■ WRITTEN REQUEST ■
Wherever a line below holds the word "React", copy that line.

■ TASK MATERIAL ■
++++++++++++++++++++

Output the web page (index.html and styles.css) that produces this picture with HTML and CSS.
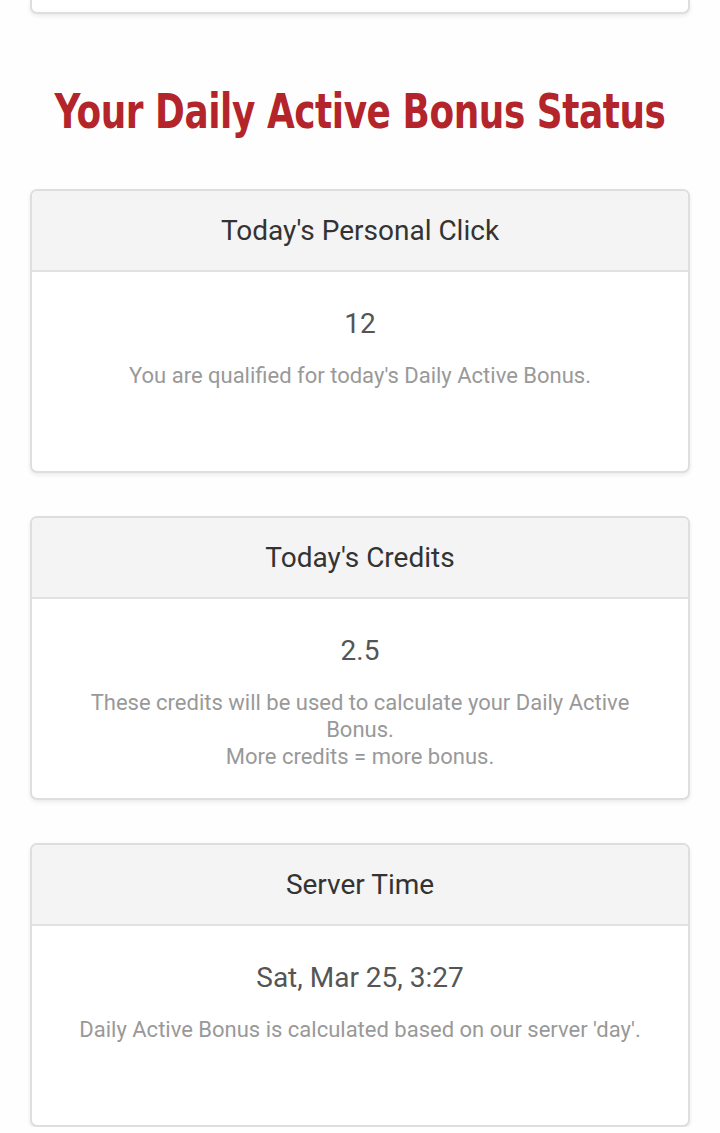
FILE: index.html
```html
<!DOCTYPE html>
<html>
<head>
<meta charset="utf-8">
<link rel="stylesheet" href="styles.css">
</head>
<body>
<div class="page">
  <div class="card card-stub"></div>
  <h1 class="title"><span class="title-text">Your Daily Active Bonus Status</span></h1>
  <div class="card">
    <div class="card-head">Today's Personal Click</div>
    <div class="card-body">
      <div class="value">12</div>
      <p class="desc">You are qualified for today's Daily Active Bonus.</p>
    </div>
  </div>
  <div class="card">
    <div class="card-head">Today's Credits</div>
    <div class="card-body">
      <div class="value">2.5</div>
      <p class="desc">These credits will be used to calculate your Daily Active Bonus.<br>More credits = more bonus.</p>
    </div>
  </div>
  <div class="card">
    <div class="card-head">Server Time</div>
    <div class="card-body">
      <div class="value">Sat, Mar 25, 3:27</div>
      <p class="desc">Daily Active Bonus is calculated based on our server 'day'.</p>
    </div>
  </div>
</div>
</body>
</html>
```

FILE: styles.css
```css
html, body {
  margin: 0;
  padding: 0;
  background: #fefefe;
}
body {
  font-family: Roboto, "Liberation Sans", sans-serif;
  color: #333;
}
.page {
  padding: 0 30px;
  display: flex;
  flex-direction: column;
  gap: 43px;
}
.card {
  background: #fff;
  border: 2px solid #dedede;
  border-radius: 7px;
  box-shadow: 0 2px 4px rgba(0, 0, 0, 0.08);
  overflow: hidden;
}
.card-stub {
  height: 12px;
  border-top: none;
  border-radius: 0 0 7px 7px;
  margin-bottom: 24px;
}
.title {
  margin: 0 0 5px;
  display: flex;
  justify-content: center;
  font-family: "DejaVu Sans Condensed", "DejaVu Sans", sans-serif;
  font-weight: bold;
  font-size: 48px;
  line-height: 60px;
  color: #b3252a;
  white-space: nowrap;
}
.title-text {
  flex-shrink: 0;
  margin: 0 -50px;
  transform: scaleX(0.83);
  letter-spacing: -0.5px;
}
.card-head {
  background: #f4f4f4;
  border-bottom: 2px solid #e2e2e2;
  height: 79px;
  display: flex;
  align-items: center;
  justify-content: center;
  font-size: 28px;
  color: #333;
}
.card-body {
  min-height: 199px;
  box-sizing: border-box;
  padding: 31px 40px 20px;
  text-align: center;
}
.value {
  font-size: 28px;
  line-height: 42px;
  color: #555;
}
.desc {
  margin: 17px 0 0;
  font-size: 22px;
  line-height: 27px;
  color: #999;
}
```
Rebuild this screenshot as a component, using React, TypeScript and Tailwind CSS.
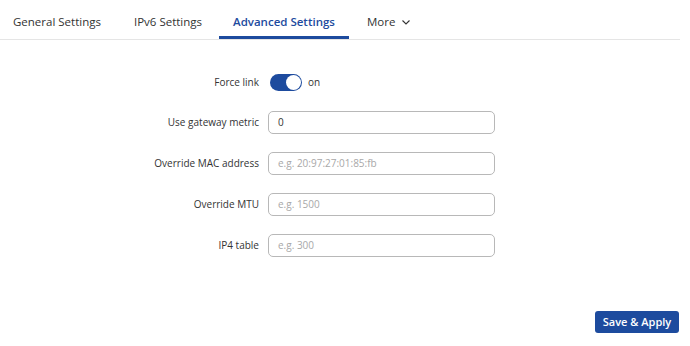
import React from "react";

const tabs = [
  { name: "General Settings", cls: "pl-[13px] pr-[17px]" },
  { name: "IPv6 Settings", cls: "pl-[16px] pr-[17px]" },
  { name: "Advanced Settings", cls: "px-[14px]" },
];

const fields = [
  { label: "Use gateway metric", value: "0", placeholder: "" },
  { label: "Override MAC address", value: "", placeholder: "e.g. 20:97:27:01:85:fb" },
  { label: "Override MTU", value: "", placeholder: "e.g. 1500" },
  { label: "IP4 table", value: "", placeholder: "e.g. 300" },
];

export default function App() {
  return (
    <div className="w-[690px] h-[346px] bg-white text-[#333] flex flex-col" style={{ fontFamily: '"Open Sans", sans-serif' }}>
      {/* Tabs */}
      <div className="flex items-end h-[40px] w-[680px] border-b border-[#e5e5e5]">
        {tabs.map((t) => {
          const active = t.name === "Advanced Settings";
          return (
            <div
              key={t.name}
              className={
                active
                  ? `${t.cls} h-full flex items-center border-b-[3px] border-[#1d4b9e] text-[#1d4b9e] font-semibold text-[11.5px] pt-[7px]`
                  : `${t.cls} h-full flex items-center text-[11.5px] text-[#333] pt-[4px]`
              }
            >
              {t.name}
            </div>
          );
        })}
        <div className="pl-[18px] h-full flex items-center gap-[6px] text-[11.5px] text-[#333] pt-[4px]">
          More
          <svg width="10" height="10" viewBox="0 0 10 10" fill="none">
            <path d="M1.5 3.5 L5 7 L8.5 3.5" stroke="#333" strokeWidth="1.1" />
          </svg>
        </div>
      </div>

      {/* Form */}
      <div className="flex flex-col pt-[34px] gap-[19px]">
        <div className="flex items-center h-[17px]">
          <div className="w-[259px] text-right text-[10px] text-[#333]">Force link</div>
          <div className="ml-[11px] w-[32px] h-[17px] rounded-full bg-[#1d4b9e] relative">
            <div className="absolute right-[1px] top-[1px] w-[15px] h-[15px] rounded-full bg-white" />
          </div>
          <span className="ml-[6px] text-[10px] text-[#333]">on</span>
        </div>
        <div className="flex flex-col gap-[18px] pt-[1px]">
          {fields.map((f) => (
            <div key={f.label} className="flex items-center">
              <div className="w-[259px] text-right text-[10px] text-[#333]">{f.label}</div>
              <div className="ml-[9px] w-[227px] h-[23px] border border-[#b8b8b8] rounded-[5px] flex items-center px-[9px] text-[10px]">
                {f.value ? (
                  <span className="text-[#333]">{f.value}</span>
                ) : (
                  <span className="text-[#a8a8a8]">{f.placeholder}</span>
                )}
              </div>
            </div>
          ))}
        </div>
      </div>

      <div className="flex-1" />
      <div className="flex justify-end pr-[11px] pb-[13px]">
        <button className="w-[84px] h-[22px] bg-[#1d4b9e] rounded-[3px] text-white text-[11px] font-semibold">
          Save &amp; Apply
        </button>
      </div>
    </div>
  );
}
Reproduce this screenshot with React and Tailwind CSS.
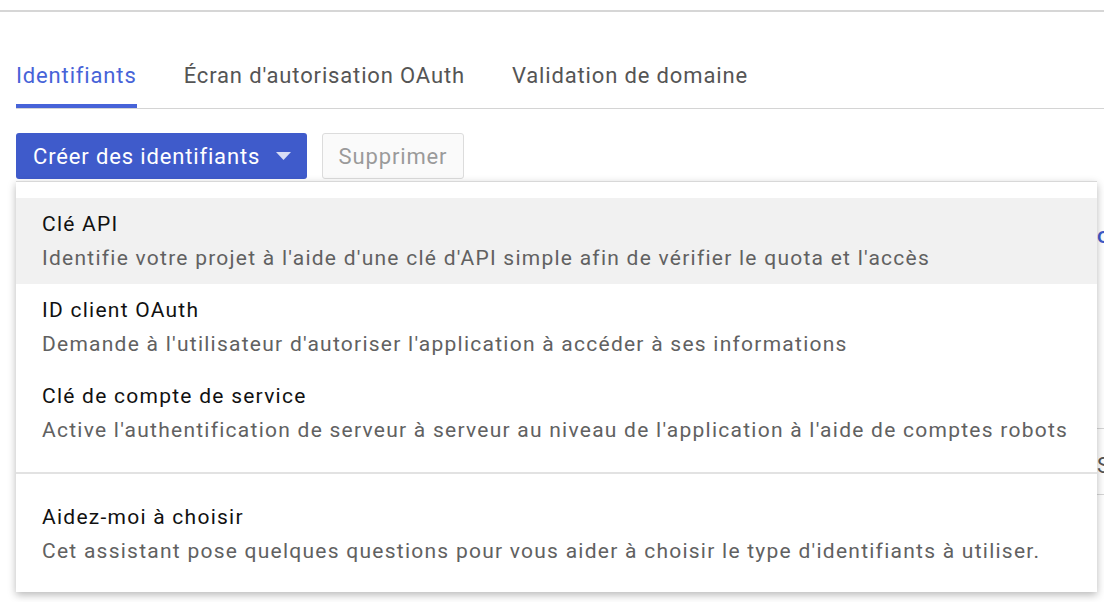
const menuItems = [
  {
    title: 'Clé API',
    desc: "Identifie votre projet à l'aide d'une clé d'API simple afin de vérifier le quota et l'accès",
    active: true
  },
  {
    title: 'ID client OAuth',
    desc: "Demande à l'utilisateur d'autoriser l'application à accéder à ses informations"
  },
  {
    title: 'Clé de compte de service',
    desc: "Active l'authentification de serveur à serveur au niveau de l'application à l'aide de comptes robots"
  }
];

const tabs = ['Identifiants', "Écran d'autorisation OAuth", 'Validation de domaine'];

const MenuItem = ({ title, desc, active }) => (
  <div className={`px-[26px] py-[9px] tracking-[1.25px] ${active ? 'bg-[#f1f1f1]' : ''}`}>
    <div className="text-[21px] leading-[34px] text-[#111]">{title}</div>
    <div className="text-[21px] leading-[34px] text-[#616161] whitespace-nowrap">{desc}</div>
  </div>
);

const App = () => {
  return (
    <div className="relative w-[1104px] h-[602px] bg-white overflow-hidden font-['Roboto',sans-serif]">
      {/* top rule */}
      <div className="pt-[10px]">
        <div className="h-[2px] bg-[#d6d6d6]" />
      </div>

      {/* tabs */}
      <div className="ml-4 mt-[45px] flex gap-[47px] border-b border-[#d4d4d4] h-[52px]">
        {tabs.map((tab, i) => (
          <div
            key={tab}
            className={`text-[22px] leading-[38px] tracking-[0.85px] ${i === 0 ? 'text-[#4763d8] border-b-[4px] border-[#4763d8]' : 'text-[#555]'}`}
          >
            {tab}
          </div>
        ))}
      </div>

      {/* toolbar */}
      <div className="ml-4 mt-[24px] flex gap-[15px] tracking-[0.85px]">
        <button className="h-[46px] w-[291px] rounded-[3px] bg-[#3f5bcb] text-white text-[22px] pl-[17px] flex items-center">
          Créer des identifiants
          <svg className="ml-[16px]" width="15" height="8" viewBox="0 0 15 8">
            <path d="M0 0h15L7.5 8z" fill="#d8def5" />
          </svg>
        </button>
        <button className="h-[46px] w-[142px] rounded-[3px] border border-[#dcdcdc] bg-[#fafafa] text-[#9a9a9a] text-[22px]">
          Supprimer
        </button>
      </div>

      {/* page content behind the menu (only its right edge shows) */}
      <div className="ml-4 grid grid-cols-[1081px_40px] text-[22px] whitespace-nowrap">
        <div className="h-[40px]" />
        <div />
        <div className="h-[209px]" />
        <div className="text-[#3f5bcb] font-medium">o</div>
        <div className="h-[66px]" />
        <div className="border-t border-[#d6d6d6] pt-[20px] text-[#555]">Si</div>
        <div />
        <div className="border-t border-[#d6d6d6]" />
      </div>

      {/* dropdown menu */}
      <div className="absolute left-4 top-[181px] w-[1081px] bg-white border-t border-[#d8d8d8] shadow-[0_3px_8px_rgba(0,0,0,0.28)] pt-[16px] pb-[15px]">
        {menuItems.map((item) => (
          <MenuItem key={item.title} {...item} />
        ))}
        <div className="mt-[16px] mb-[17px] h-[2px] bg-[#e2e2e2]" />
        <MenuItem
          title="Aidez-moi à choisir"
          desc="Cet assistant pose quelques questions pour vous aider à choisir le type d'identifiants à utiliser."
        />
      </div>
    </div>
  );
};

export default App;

++++++++++++++++++++

■ OUTPUT FOR THIS TASK ■
Rebuild this screenshot as a component, using React, TypeScript and Tailwind CSS.
import React from "react";
Reproduce this screenshot with React and Tailwind CSS.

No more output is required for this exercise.